You may have noticed

  • quantifiers (for all, exists etc.). For this purpose I allowed comma to be used in a few special identifiers: ∀…,… ∃…,… ∄…,… ∃!…,…
  • subscripts can be used to index into arrays and other indexed collections
  • Unicode aliases like ∧, ≔ and →
  • ∏… as a prefix operator
  • |…| as a closed operator

These all actually translate to method calls such as

xs.∃!…,…((x: Int) -> x == 3)
2.∈(xs)
5.+(xs.∏…())
∛(27).+(3.-…().|…|())
this.#…()
this.subscript(i)

Conclusion

Syntax is quite important in Slang. I’m not designing it syntax-first, but syntax weighs into most considerations. I think the syntax as a whole will be somewhat familiar to many, being similar to Scala and a couple of other recent JVM languages.

The language is optimised for reading, mostly by allowing concise method definitions, a large range of Unicode characters in identifiers, but also by having some support for mix-fix operators. Aliases to Unicode symbols allow fast writing as well, and the alias definitions are made explicit in code. Lots of aliases allow one to write the same program in multiple ways, but in the future, there might be IDE support for “normalising” the syntax.

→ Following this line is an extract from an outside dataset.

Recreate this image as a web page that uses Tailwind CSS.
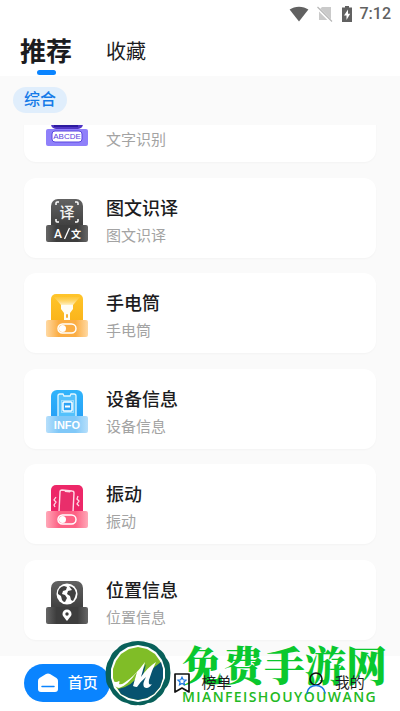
<!DOCTYPE html>
<html lang="zh-CN">
  <head>
    <meta charset="UTF-8" />
    <meta name="viewport" content="width=device-width, initial-scale=1.0" />
    <title>推荐</title>
    <!-- Tailwind CSS -->
    <script src="https://cdn.jsdelivr.net/npm/@tailwindcss/browser@4"></script>
  </head>
  <body class="bg-white font-['Roboto','Noto_Sans_CJK_SC',sans-serif] text-[#1c1c1e]">
    <div class="flex h-screen flex-col overflow-hidden">
      <!-- Status bar -->
      <div class="flex h-7 shrink-0 items-center justify-end pr-[9px] text-[#616161]">
        <svg class="mr-2 h-4 w-5" viewBox="0 0 20 16" fill="currentColor">
          <path d="M.6 3.6C5.5-.3 14.500-.3 19.400 3.600L10 15.500z" />
        </svg>
        <svg class="mr-[9px] h-4 w-4" viewBox="0 0 16 16">
          <path d="M5 1h9v13H2V4z" fill="#cacaca" />
          <path d="M0 1.500 14.500 16" stroke="#fff" stroke-width="3" />
          <path d="M.5 1 15 15.500" stroke="#b8b8b8" stroke-width="1.300" />
        </svg>
        <svg class="mr-2 h-4 w-[10px]" viewBox="0 0 10 16">
          <path d="M3 0h4v1.500h3V16H0V1.500h3z" fill="currentColor" />
          <path d="M6 3.500 2 9.500h2.500V14L8.200 7.800H6z" fill="#fff" />
        </svg>
        <span class="text-base leading-4 font-medium">7:12</span>
      </div>

      <!-- Tabs -->
      <nav class="flex h-12 shrink-0 items-start gap-[34px] px-5">
        <button class="mt-[3px] flex flex-col items-center text-[26px] leading-[42px] font-bold">
          推荐
          <span class="-mt-[3px] h-[5px] w-[19px] rounded-full bg-[#0a84ff]"></span>
        </button>
        <button class="mt-[3px] text-xl leading-[42px]">收藏</button>
      </nav>

      <main class="flex min-h-0 flex-1 flex-col bg-[#fafafa]">
        <!-- Category -->
        <div class="flex shrink-0 px-[13px] pt-[11px] pb-3">
          <button class="h-[26px] rounded-full bg-[#e0eefc] px-[11px] text-base leading-[26px] font-medium text-[#167be8]">综合</button>
        </div>

        <!-- Tool list, scrolled to the end -->
        <div class="flex min-h-0 flex-1 flex-col justify-end overflow-hidden px-6 pb-4">
          <ul class="flex h-[558px] shrink-0 flex-col justify-between">
            <li class="flex h-20 items-center gap-[17px] rounded-xl bg-white px-[21px] pt-2 shadow-xs shadow-black/3">
              <svg class="h-12 w-[44px] shrink-0" viewBox="0 0 44 48">
                <rect x="6" y="1" width="32" height="26" rx="5" fill="#4f35c4" />
                <path d="M10 22v2h10v-2h2v2h10v-2" fill="none" stroke="#2c1aa0" stroke-width="2" />
                <rect x="1" y="27" width="42" height="17" rx="2" fill="#8f80fa" />
                <rect x="7" y="29" width="30" height="11" rx="3" fill="#fff" stroke="#5b45df" />
                <text x="22" y="37" text-anchor="middle" font-size="8" font-family="Liberation Sans" fill="#5b3fe0">ABCDE</text>
              </svg>
              <div>
                <h2 class="text-lg leading-7 font-medium">文字识别</h2>
                <p class="text-[15px] leading-[26px] text-[#a3a3a3]">文字识别</p>
              </div>
            </li>
            <li class="flex h-20 items-center gap-[17px] rounded-xl bg-white px-[21px] pt-2 shadow-xs shadow-black/3">
              <svg class="h-12 w-[44px] shrink-0" viewBox="0 0 44 48">
                <defs>
                  <linearGradient id="dark" x2="0" y2="1"><stop stop-color="#626262" /><stop offset="1" stop-color="#303030" /></linearGradient>
                  <linearGradient id="plate"><stop stop-color="#666" /><stop offset=".25" stop-color="#3d3d3d" /><stop offset=".75" stop-color="#3d3d3d" /><stop offset="1" stop-color="#666" /></linearGradient>
                </defs>
                <rect x="6" y="1" width="32" height="39" rx="7" fill="url(#dark)" />
                <path d="M11 7V5q0-1 1-1h2m16 0h2q1 0 1 1v2M11 21v2q0 1 1 1h2m16 0h2q1 0 1-1v-2" fill="none" stroke="#fff" stroke-width="1.500" />
                <text x="22" y="20" text-anchor="middle" font-size="15" font-weight="500" font-family="Noto Sans CJK SC" fill="#f3f3f3">译</text>
                <rect x="1" y="27" width="42" height="17" rx="2" fill="url(#plate)" />
                <text x="9" y="40" font-size="12" font-weight="500" font-family="Roboto" fill="#fff">A</text>
                <path d="m19.500 41 5-11" stroke="#fff" stroke-width="1.300" />
                <text x="26" y="40" font-size="10" font-weight="700" font-family="Noto Sans CJK SC" fill="#fff">文</text>
              </svg>
              <div>
                <h2 class="text-lg leading-7 font-medium">图文识译</h2>
                <p class="text-[15px] leading-[26px] text-[#a3a3a3]">图文识译</p>
              </div>
            </li>
            <li class="flex h-20 items-center gap-[17px] rounded-xl bg-white px-[21px] pt-2 shadow-xs shadow-black/3">
              <svg class="h-12 w-[44px] shrink-0" viewBox="0 0 44 48">
                <defs>
                  <linearGradient id="amber" x2="0" y2="1"><stop stop-color="#ffc52b" /><stop offset="1" stop-color="#f8ad14" /></linearGradient>
                  <linearGradient id="beam" x2="0" y2="1"><stop stop-color="#ffd35c" stop-opacity=".3" /><stop offset="1" stop-color="#fff1c5" /></linearGradient>
                  <linearGradient id="orange"><stop stop-color="#ffd9a3" /><stop offset=".3" stop-color="#fbad43" /><stop offset=".7" stop-color="#fbad43" /><stop offset="1" stop-color="#ffd9a3" /></linearGradient>
                </defs>
                <rect x="6" y="1" width="32" height="39" rx="5" fill="url(#amber)" />
                <path d="M9 4h26l-7 8H16z" fill="url(#beam)" />
                <path d="M16 12h12v4l-3 4v8h-6v-8l-3-4z" fill="#fffdf4" />
                <rect x="21" y="21" width="2" height="4" rx="1" fill="#f6b03b" />
                <rect x="1" y="27" width="42" height="17" rx="2" fill="url(#orange)" />
                <rect x="13" y="31" width="18" height="9" rx="4.500" fill="none" stroke="#fff" stroke-width="1.500" />
                <circle cx="17.500" cy="35.500" r="3.500" fill="#fff" />
              </svg>
              <div>
                <h2 class="text-lg leading-7 font-medium">手电筒</h2>
                <p class="text-[15px] leading-[26px] text-[#a3a3a3]">手电筒</p>
              </div>
            </li>
            <li class="flex h-20 items-center gap-[17px] rounded-xl bg-white px-[21px] pt-2 shadow-xs shadow-black/3">
              <svg class="h-12 w-[44px] shrink-0" viewBox="0 0 44 48">
                <defs>
                  <linearGradient id="sky" x2="0" y2="1"><stop stop-color="#31b4fb" /><stop offset="1" stop-color="#2299f4" /></linearGradient>
                  <linearGradient id="ice"><stop stop-color="#b7dffb" /><stop offset=".3" stop-color="#80c8f8" /><stop offset=".7" stop-color="#80c8f8" /><stop offset="1" stop-color="#b7dffb" /></linearGradient>
                </defs>
                <rect x="6" y="1" width="32" height="39" rx="6" fill="url(#sky)" />
                <path d="M13 28V7q0-2 2-2h3l1 2h6l1-2h3q2 0 2 2v21" fill="#53c1fc" stroke="#e4f7ff" stroke-width="1.300" />
                <rect x="18" y="13" width="9" height="9" rx="1" fill="#2ba2f6" stroke="#fff" stroke-width="1.500" />
                <path d="M20 17.500h5" stroke="#fff" stroke-width="2" />
                <rect x="16.500" y="11.500" width="12" height="12" fill="none" stroke="#fff" stroke-width=".8" stroke-dasharray="1 1" />
                <rect x="1" y="27" width="42" height="17" rx="2" fill="url(#ice)" />
                <text x="22" y="40" text-anchor="middle" font-size="11" font-weight="700" font-family="Liberation Sans" fill="#fff">INFO</text>
              </svg>
              <div>
                <h2 class="text-lg leading-7 font-medium">设备信息</h2>
                <p class="text-[15px] leading-[26px] text-[#a3a3a3]">设备信息</p>
              </div>
            </li>
            <li class="flex h-20 items-center gap-[17px] rounded-xl bg-white px-[21px] pt-2 shadow-xs shadow-black/3">
              <svg class="h-12 w-[44px] shrink-0" viewBox="0 0 44 48">
                <defs>
                  <linearGradient id="pink"><stop stop-color="#ffa8b8" /><stop offset=".3" stop-color="#fd6285" /><stop offset=".7" stop-color="#fd6285" /><stop offset="1" stop-color="#ffa8b8" /></linearGradient>
                </defs>
                <rect x="6" y="1" width="32" height="39" rx="5" fill="#ed2768" />
                <path d="m14 28 1-20q0-2 2-2l10 1q2 0 2 2l-1 19" fill="#e92e6b" stroke="#ffdbe6" stroke-width="1.400" />
                <path d="m19 6 1 2 5 .4 1-1.400" fill="#ffdbe6" />
                <path d="m11 13-2 3 2 2-2 3 1 2M33 12l-1 3 2 2-2 3 2 2" fill="none" stroke="#ffdbe6" stroke-width="1.300" />
                <rect x="1" y="27" width="42" height="17" rx="2" fill="url(#pink)" />
                <rect x="13" y="31" width="18" height="9" rx="4.500" fill="none" stroke="#fff" stroke-width="1.500" />
                <circle cx="17.500" cy="35.500" r="3.500" fill="#fff" />
              </svg>
              <div>
                <h2 class="text-lg leading-7 font-medium">振动</h2>
                <p class="text-[15px] leading-[26px] text-[#a3a3a3]">振动</p>
              </div>
            </li>
            <li class="flex h-20 items-center gap-[17px] rounded-xl bg-white px-[21px] pt-2 shadow-xs shadow-black/3">
              <svg class="h-12 w-[44px] shrink-0" viewBox="0 0 44 48">
                <rect x="6" y="1" width="32" height="39" rx="7" fill="url(#dark)" />
                <circle cx="22" cy="14" r="10.500" fill="#fff" />
                <path d="M13 12q1-5 6-6l3 1-1 3-3 1-1 3 3 1 2 3-2 4q-2 0-3-2l-1-4-3-2zM24 6q6 1 7 7l-1 4-2 4-2-1-1-4-3-2 1-3 4-1z" fill="#404040" />
                <rect x="1" y="27" width="42" height="17" rx="2" fill="url(#plate)" />
                <path d="M22 41c-3-4-4.500-5-4.500-7a4.500 4.500 0 0 1 9 0c0 2-1.500 3-4.500 7z" fill="#fff" />
                <circle cx="22" cy="34" r="1.700" fill="#3d3d3d" />
              </svg>
              <div>
                <h2 class="text-lg leading-7 font-medium">位置信息</h2>
                <p class="text-[15px] leading-[26px] text-[#a3a3a3]">位置信息</p>
              </div>
            </li>
          </ul>
        </div>
      </main>

      <!-- Bottom navigation -->
      <footer class="relative h-[55px] shrink-0 bg-white pt-2">
        <!-- Site mark over the bar -->
        <div class="absolute bottom-[6px] left-[182px] whitespace-nowrap">
          <p class="font-['Noto_Serif_CJK_SC','Noto_Sans_CJK_SC',serif] text-[41px] leading-[50px] font-black text-[#0ac82e]">免费手游网</p>
          <p class="font-['Open_Sans',sans-serif] text-sm leading-4 font-semibold tracking-widest text-[#23b923]">MIANFEISHOUYOUWANG</p>
        </div>
        <svg class="absolute bottom-[5px] left-[105px] z-20 h-[66px] w-[66px]" viewBox="0 0 66 66">
          <path d="M33 1Q39 1 44 3 50 4 54 9 59 12 61 18 65 22 65 28 66 33 65 39 64 45 60 49 58 55 53 58 49 63 43 63 38 66 33 65 27 66 22 63 16 62 12 58 7 54 5 49 1 44 1 39 0 33 1 28 2 22 5 18 7 12 12 9 16 4 22 3 27 1 33 1z" fill="#08605a" />
          <path d="m33 5 10 2 8 5 6 8 3 9v9l-4 10-6 7-7 5-10 2-10-2-8-5-6-7-3-10v-9l3-9 6-8 8-5z" fill="#fff" />
          <path d="m33 7 9 2 8 5 5 7 3 8v9l-3 9-6 7-7 4-9 2-9-2-8-4-5-7-3-9v-9l3-8 5-7 8-5z" fill="#80bd27" />
          <path d="m56 22 2 7v9l-3 9-6 7-7 4-9 2-9-2-8-4-3-5q14-2 23-17l5-8-3 12 9-7z" fill="#07536f" />
          <path d="M8 41q3 2 6 0 1 0 0 3 2 1 5-1 10-6 21-21-2 8-4 15 6-9 15-15-4 8-7 18-1 6 3 4-4 6-8 3-2-3 2-10-6 5-9 10-2 0-4-1l4-14Q22 46 14 48 9 47 8 41z" fill="#fff" />
        </svg>

        <nav class="relative z-10 grid grid-cols-3 justify-items-center text-[15px] leading-[38px]">
          <a href="#" class="flex h-[38px] items-center gap-[9px] rounded-full bg-[#0a84ff] pr-3 pl-[13px] font-medium text-white">
            <svg class="h-[22px] w-[22px]" viewBox="0 0 22 22">
              <path d="M9 2q2-1 4 0l6.500 4q1.500 1 1.500 3v8q0 3-3 3H4q-3 0-3-3V9q0-2 1.500-3z" fill="#fff" />
              <path d="M5 14.500h12" stroke="#0a84ff" stroke-width="1.500" stroke-linecap="round" />
            </svg>
            首页
          </a>
          <a href="#" class="flex items-center gap-[9px] pl-1">
            <svg class="h-[22px] w-[20px]" viewBox="0 0 20 22" fill="none">
              <path d="M3 2h14v18l-7-4-7 4z" stroke="#111" stroke-width="1.700" stroke-linejoin="round" />
              <path d="m10 5.200 1.200 2.600 2.800.3-2.100 1.900.6 2.800-2.500-1.400-2.500 1.400.6-2.800L6 8.100l2.800-.3z" stroke="#1976e0" stroke-width="1.200" />
            </svg>
            榜单
          </a>
          <a href="#" class="flex items-center gap-[9px] pl-1">
            <svg class="h-[22px] w-[20px]" viewBox="0 0 20 22" fill="none" stroke-width="1.600" stroke-linecap="round">
              <circle cx="10" cy="7" r="6" stroke="#111" />
              <path d="M1 21c1-10 17-10 18 0" stroke="#1976e0" />
            </svg>
            我的
          </a>
        </nav>
      </footer>
    </div>
  </body>
</html>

There are some new things here as well, or at least things that the vast majority of languages don’t have. One is the translation of subscript and superscript characters to their normal equivalents. Another is the loop construct, which is basically anonymous recursion similar to some functional language constructs. It turned out more flexible than I thought, and I’d like to write another post about that, soon.